By November Bish had also gone, and the new chief sensibly went incommunicado – journalists were asked to direct their questions to the Department of Commerce! Momentarily the company concentrated on export markets and considered a change of name, but it was not to be. By 1978 Strathearn STM4 turntables were falling off backs of lorries for less than fifty pounds, while the Comet warehouse chain bought a large consignment and struggled to shift them for £39.95. With poor press write-ups and streams of embittered letters to magazines from the unfortunates who bought the decks, Strathearn had become a national joke. Stories even appeared about the motors going backwards – they were Irish after all, observed one wag…

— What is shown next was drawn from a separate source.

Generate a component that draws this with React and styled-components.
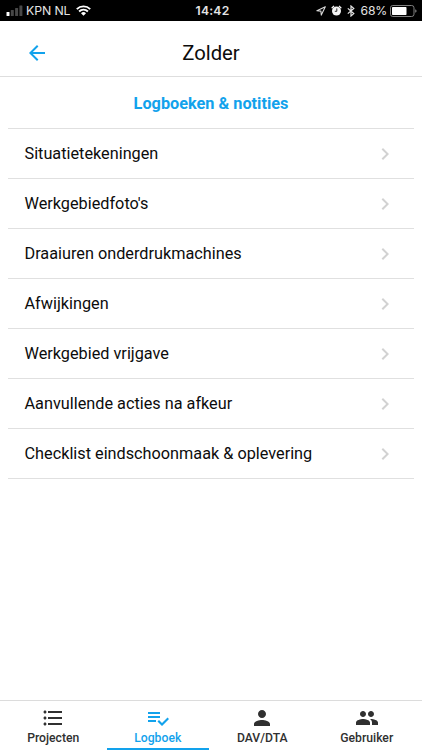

By 1979 Britain’s one and only ‘nationalised’ hi-fi manufacturer was dead. It wasn’t the workers’ fault, it was simply because people who didn’t know anything about hi-fi were running a hi-fi company, stupidly believing they could just buy engineering know-how in ‘off the shelf’. It is reckoned that they spent over £20 million pounds by the end, and that the initial laudable aim of creating 1,500 jobs for Ulster people had been pie-in-the-sky – the best they ever achieved was closer to 300. Strathearn Audio Ltd – may they rest in peace, never to rumble again. And if on reading this obituary, they do turn in their corporate grave, may it not be backwards!